--- Start Material for this exercise ---

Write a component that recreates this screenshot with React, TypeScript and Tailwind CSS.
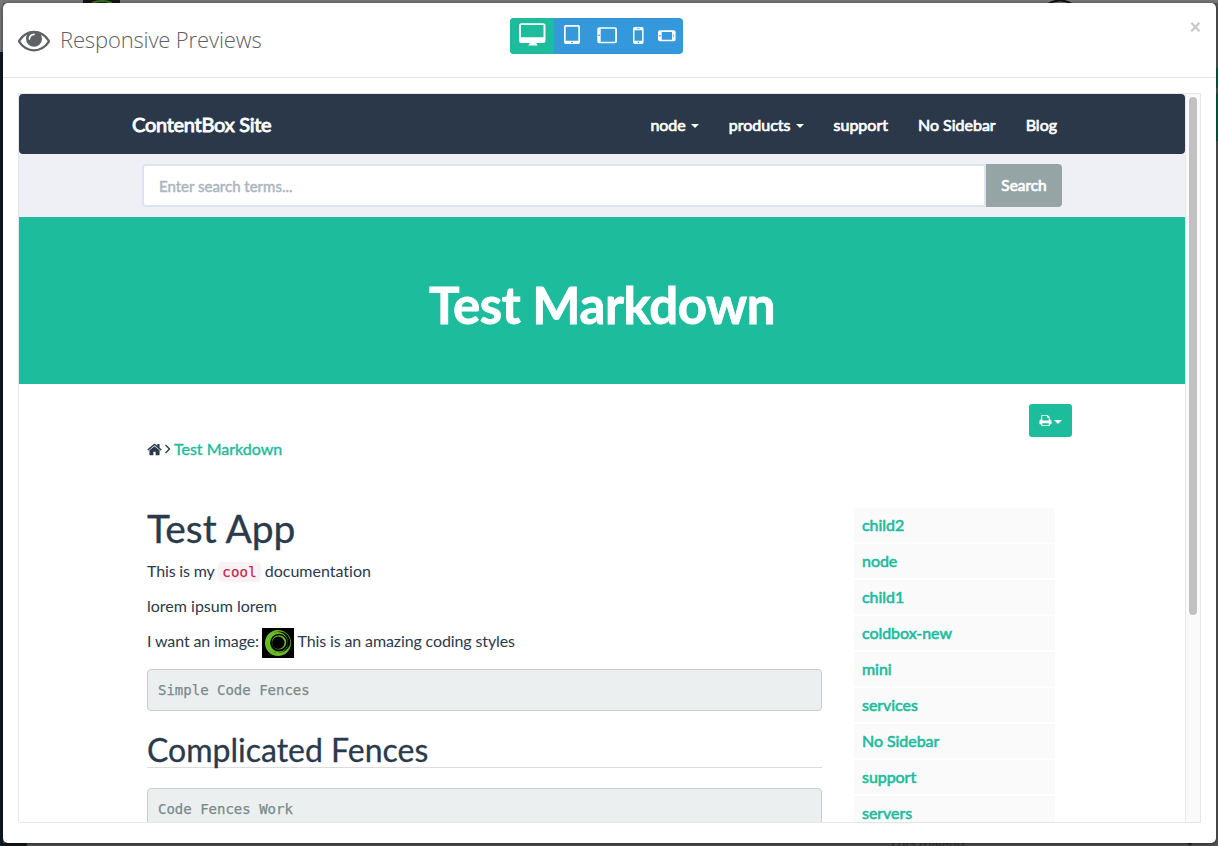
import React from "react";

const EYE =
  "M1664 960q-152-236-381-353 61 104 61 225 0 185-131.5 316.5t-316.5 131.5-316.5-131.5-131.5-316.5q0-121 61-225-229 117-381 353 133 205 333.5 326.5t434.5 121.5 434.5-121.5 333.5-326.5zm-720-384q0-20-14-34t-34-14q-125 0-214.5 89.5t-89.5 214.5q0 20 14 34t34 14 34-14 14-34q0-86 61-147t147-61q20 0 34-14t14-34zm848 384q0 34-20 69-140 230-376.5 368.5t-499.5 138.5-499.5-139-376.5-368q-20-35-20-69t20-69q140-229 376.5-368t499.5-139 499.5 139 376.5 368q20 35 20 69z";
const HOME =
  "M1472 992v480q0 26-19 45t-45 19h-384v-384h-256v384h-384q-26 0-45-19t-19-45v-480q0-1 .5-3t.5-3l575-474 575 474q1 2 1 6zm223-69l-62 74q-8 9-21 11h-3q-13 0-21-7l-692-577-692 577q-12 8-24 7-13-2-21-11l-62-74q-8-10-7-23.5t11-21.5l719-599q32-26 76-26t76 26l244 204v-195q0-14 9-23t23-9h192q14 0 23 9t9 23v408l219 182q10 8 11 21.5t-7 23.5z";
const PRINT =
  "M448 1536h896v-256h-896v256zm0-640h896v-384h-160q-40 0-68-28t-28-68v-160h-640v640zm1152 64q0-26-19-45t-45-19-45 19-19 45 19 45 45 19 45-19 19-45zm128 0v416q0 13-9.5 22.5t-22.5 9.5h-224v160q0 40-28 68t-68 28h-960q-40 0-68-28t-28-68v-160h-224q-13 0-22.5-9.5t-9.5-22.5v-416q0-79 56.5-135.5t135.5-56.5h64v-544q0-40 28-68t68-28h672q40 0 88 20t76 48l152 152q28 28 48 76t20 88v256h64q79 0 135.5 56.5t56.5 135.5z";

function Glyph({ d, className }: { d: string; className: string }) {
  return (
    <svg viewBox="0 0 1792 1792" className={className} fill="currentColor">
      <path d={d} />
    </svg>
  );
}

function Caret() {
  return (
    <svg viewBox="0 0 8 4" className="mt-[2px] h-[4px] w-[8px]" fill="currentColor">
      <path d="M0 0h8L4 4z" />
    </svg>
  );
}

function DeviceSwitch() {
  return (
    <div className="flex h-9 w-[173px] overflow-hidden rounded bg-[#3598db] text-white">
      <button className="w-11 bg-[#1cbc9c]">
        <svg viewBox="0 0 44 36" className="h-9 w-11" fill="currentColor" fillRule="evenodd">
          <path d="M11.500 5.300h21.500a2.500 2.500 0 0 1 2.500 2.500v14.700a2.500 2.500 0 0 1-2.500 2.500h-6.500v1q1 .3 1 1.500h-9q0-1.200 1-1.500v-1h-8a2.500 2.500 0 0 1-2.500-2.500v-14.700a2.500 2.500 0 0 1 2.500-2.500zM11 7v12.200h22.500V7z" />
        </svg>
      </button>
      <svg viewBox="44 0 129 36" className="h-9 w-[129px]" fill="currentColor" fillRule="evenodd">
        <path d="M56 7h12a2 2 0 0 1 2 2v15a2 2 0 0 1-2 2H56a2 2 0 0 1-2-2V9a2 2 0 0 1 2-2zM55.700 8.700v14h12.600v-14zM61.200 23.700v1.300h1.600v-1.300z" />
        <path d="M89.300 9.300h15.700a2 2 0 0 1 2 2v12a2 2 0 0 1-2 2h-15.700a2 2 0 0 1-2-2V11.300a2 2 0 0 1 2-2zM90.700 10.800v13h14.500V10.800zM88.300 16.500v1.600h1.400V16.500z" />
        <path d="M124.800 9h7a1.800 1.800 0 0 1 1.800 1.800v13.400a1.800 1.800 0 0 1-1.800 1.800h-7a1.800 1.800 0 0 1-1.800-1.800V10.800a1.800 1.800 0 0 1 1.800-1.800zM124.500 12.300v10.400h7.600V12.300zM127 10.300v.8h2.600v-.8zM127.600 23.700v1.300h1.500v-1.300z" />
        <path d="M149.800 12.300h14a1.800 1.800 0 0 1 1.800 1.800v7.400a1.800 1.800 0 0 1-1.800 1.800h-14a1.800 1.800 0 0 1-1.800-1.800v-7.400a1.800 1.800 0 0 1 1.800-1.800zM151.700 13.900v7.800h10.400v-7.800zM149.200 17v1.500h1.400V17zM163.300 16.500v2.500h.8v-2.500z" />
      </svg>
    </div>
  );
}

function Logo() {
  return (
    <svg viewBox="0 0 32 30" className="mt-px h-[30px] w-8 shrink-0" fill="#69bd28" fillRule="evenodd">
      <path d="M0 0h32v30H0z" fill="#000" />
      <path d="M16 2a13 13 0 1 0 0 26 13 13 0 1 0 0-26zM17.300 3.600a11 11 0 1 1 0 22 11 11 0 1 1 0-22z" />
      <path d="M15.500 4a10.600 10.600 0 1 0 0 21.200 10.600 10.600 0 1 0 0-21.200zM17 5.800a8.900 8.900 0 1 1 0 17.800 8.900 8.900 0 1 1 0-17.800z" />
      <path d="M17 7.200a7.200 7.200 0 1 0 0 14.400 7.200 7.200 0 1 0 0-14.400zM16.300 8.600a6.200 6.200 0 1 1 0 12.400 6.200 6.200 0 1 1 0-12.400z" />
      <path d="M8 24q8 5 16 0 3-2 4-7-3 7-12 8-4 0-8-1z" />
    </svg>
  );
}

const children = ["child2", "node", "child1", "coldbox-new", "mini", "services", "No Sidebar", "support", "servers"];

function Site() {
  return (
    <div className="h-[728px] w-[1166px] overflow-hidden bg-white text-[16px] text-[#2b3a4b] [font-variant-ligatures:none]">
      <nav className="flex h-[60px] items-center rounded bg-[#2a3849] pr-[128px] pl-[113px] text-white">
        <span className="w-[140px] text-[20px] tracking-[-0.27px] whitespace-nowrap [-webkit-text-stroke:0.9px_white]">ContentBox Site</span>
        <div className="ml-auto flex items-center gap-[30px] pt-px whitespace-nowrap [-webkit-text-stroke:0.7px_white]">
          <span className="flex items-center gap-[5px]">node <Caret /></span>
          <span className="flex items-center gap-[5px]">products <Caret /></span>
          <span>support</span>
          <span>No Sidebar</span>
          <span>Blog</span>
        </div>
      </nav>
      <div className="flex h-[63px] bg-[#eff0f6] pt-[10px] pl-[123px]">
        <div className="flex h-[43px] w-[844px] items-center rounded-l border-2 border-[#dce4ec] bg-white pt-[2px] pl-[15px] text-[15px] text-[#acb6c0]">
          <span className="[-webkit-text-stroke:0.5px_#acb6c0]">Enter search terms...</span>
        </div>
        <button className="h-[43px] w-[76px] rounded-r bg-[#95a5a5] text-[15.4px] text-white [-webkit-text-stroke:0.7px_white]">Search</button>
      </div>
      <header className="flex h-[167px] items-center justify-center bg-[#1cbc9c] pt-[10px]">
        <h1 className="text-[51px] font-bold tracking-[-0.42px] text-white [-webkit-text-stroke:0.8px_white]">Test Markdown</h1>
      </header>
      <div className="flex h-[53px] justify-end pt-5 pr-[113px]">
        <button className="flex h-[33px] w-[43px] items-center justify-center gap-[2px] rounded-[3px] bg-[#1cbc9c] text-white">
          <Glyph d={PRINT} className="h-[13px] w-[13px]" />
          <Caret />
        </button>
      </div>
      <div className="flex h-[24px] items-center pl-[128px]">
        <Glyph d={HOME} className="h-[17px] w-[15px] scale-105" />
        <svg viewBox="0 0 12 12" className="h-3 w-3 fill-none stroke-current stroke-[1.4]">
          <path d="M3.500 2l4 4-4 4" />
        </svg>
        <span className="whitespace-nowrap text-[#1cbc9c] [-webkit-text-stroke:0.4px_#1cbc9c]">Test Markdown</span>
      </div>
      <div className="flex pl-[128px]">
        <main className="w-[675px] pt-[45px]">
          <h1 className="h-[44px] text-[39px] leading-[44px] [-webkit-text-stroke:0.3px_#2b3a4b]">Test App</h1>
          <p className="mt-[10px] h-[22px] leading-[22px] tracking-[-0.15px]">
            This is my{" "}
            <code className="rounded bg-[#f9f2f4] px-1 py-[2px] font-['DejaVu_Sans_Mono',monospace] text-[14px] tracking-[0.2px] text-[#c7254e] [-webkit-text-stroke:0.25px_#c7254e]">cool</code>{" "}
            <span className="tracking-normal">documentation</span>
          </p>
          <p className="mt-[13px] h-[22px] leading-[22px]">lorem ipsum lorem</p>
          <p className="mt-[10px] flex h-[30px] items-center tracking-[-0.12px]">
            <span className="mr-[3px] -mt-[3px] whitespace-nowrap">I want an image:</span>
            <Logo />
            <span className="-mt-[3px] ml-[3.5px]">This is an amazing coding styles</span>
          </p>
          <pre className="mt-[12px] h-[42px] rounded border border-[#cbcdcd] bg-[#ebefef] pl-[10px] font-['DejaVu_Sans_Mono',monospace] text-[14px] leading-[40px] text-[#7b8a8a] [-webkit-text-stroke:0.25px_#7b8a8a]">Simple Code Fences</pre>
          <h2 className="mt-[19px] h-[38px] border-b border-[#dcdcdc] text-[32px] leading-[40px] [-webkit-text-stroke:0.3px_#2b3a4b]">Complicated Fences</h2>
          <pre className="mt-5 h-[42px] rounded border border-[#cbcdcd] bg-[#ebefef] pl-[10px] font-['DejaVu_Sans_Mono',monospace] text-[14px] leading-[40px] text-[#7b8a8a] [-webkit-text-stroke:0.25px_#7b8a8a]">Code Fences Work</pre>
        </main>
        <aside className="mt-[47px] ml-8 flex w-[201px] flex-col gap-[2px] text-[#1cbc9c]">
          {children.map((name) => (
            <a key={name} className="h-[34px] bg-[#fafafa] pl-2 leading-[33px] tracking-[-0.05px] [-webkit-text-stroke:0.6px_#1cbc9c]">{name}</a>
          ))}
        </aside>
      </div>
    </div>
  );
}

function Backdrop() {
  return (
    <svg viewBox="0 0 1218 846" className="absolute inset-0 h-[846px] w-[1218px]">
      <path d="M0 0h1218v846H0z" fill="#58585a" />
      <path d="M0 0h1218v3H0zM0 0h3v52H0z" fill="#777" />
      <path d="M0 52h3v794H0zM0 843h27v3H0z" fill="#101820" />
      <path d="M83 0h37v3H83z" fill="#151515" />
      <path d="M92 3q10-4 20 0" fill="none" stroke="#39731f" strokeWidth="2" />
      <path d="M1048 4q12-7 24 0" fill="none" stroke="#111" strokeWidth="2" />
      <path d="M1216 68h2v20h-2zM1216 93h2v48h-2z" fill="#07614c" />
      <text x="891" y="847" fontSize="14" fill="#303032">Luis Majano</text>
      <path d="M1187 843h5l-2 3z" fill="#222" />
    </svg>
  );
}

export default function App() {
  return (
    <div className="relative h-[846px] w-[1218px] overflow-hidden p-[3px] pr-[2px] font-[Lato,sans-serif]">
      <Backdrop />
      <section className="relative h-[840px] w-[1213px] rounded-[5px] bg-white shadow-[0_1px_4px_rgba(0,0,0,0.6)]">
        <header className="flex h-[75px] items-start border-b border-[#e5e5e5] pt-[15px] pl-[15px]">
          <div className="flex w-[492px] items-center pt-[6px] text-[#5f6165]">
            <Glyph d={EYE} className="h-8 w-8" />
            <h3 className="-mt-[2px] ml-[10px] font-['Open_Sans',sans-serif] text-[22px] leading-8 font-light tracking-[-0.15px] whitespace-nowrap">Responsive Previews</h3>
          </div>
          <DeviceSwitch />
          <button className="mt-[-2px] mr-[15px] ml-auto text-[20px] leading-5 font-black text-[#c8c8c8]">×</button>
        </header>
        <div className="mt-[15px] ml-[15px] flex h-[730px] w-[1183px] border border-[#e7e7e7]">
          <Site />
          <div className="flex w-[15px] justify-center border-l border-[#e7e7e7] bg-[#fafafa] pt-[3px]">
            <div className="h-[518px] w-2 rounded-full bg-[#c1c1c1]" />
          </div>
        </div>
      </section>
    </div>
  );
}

--- End Material for this exercise ---
--- Start Material for this exercise ---

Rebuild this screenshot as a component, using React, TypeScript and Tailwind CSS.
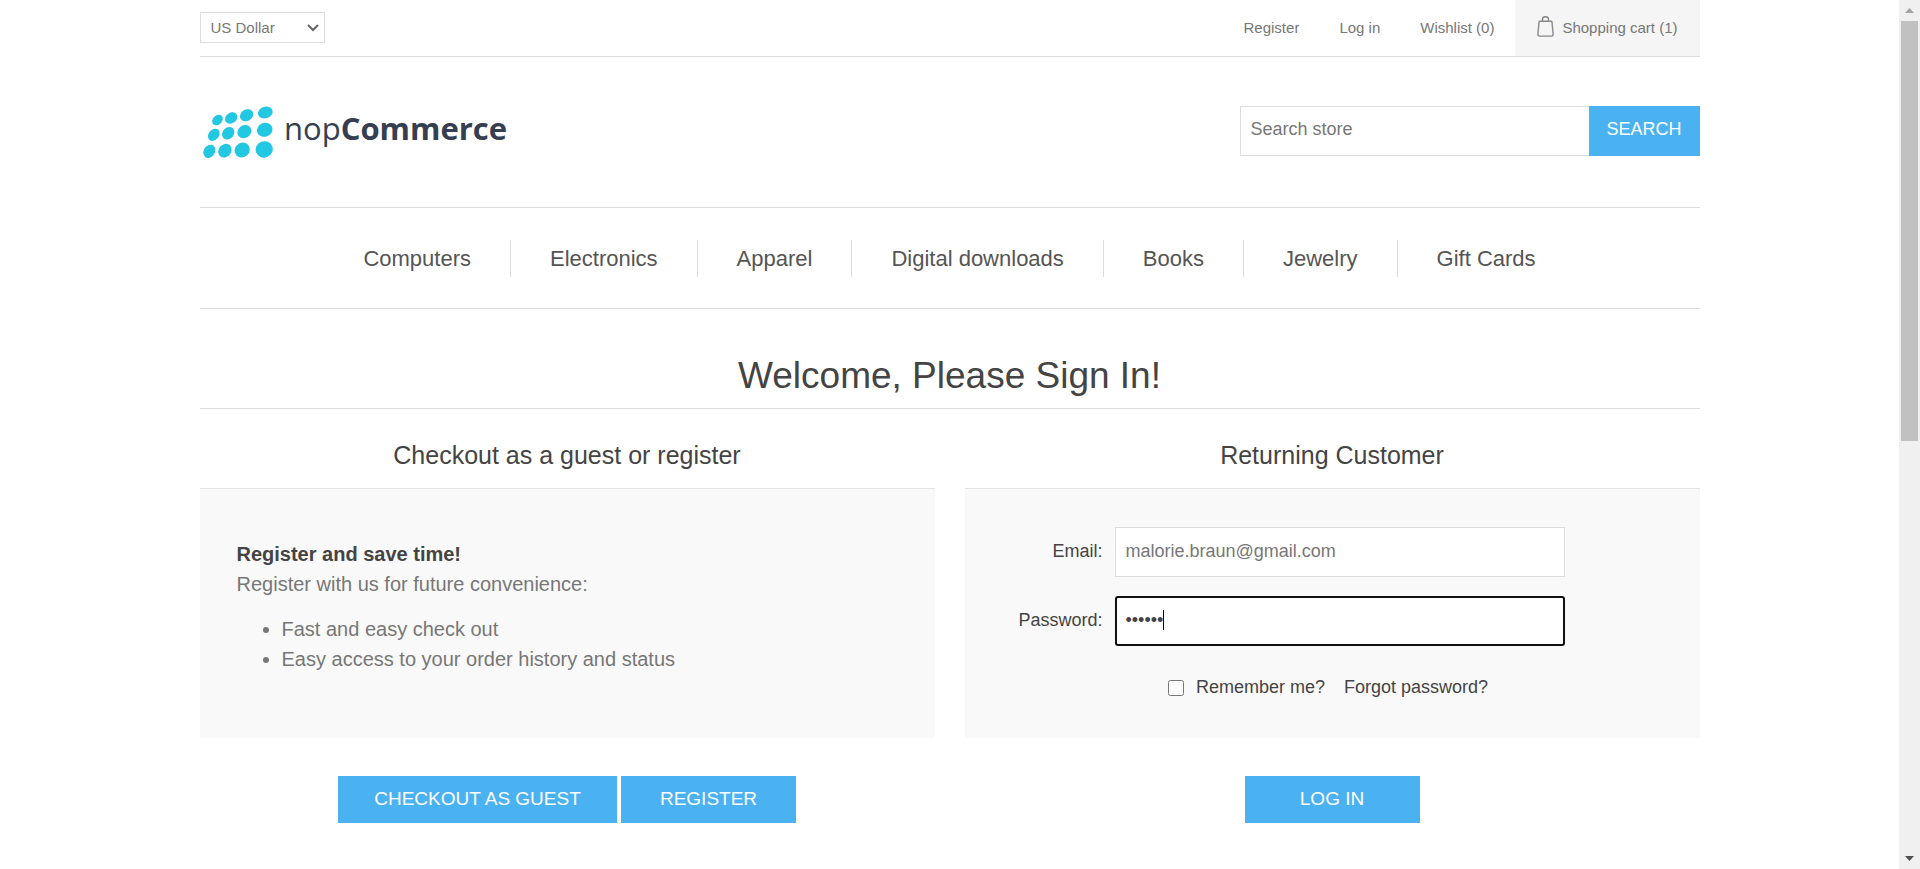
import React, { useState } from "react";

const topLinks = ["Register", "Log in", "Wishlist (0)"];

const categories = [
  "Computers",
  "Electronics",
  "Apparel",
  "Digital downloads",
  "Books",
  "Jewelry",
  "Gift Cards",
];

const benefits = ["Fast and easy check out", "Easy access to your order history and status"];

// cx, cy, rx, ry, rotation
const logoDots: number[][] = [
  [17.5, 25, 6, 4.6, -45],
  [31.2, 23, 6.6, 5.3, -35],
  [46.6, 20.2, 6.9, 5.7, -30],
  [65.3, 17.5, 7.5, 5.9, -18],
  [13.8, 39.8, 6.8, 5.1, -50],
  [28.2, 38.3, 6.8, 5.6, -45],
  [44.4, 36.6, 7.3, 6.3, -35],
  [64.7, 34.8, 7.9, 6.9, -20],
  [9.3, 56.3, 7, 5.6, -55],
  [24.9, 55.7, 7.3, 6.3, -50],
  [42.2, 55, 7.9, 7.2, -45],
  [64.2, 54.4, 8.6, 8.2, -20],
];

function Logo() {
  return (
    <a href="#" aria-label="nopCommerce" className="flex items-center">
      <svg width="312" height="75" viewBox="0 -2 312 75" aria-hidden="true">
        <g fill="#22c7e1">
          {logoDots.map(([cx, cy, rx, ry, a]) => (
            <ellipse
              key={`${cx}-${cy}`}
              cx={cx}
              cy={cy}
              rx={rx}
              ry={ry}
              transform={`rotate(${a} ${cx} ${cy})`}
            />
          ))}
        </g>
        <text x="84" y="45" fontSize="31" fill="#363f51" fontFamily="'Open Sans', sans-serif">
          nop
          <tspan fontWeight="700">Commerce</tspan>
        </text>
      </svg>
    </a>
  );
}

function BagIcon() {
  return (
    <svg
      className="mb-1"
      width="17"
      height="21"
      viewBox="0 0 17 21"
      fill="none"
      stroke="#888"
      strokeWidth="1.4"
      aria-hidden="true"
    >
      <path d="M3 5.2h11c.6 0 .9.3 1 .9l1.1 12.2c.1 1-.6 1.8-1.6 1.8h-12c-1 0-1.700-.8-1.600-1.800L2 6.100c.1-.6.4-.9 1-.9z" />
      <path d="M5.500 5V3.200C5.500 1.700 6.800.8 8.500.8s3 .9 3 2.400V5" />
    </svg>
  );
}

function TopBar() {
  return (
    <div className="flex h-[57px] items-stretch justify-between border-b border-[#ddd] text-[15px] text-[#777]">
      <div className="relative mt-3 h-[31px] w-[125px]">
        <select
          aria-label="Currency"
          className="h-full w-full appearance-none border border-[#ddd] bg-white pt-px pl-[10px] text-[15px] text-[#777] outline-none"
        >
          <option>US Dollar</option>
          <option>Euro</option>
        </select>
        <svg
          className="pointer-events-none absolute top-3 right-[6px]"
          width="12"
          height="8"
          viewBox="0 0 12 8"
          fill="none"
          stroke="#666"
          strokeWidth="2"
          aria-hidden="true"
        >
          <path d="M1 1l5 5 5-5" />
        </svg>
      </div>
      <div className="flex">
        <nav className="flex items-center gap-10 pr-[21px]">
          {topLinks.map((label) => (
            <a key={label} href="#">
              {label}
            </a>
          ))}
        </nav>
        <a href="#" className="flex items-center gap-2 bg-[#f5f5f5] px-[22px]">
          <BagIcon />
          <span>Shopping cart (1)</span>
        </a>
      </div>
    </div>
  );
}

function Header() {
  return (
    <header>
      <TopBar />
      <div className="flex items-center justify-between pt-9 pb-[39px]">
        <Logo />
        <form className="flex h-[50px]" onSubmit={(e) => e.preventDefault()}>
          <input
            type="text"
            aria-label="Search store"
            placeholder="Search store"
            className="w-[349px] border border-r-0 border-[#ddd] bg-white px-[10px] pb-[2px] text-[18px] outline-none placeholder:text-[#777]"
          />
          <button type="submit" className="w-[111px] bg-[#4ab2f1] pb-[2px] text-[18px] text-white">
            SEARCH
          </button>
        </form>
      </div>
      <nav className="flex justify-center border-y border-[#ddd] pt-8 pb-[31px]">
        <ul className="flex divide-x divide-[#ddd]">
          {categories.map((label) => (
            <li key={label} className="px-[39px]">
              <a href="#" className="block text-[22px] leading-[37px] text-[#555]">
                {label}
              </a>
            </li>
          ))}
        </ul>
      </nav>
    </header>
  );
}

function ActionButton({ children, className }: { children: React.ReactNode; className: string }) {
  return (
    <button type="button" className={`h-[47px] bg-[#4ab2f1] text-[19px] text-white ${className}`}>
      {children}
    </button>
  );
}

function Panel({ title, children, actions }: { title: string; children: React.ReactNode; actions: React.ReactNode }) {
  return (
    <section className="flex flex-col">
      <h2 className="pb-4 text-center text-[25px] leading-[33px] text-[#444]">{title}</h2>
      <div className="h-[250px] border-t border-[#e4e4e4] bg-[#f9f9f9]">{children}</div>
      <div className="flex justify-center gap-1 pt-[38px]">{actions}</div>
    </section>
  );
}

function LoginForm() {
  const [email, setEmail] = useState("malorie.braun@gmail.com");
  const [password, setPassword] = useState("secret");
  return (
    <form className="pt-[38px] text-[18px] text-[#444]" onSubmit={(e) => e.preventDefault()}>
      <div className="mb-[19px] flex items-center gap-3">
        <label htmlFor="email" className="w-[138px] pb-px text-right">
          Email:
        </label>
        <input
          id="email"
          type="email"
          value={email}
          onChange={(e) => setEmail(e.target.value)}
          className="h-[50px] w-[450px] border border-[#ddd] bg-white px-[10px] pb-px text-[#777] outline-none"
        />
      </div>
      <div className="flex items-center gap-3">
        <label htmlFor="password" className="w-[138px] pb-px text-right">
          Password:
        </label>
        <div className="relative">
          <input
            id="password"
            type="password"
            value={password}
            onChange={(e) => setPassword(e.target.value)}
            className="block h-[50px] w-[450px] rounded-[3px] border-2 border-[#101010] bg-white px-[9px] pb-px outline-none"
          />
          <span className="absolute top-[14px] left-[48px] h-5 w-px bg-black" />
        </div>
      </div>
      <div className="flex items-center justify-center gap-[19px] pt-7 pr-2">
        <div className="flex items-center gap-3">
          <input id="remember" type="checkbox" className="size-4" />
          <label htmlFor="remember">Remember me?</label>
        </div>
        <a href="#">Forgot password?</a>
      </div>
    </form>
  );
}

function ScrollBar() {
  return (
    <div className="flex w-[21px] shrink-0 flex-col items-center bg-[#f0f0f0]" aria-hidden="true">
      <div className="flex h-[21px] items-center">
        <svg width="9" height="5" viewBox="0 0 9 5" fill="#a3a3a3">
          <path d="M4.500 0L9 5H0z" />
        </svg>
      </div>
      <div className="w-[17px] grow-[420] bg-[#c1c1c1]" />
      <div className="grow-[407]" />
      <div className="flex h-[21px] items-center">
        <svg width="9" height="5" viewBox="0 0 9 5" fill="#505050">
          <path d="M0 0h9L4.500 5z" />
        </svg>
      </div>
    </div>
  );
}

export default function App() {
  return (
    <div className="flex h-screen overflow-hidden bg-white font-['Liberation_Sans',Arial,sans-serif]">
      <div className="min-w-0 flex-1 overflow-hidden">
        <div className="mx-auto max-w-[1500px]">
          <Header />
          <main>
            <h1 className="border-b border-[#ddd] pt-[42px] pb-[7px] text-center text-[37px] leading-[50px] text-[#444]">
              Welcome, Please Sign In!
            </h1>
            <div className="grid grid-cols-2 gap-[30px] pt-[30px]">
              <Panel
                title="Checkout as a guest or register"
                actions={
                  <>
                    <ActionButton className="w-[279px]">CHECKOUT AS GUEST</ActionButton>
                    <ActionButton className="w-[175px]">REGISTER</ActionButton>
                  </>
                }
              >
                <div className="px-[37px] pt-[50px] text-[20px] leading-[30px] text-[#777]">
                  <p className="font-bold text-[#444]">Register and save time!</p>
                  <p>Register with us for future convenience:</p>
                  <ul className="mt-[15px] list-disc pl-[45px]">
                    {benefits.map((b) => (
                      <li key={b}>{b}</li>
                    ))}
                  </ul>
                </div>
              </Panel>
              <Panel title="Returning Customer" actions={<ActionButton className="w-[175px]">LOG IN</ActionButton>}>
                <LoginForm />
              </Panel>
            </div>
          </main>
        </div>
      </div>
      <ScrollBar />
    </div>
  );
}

--- End Material for this exercise ---

Given request - Skip all pictures. Retype exactly the span whose first line is the one with "Write a component" and whose last line is the one with "import React from".

Exercise result -
Write a component that recreates this screenshot with React, TypeScript and Tailwind CSS.
import React from "react";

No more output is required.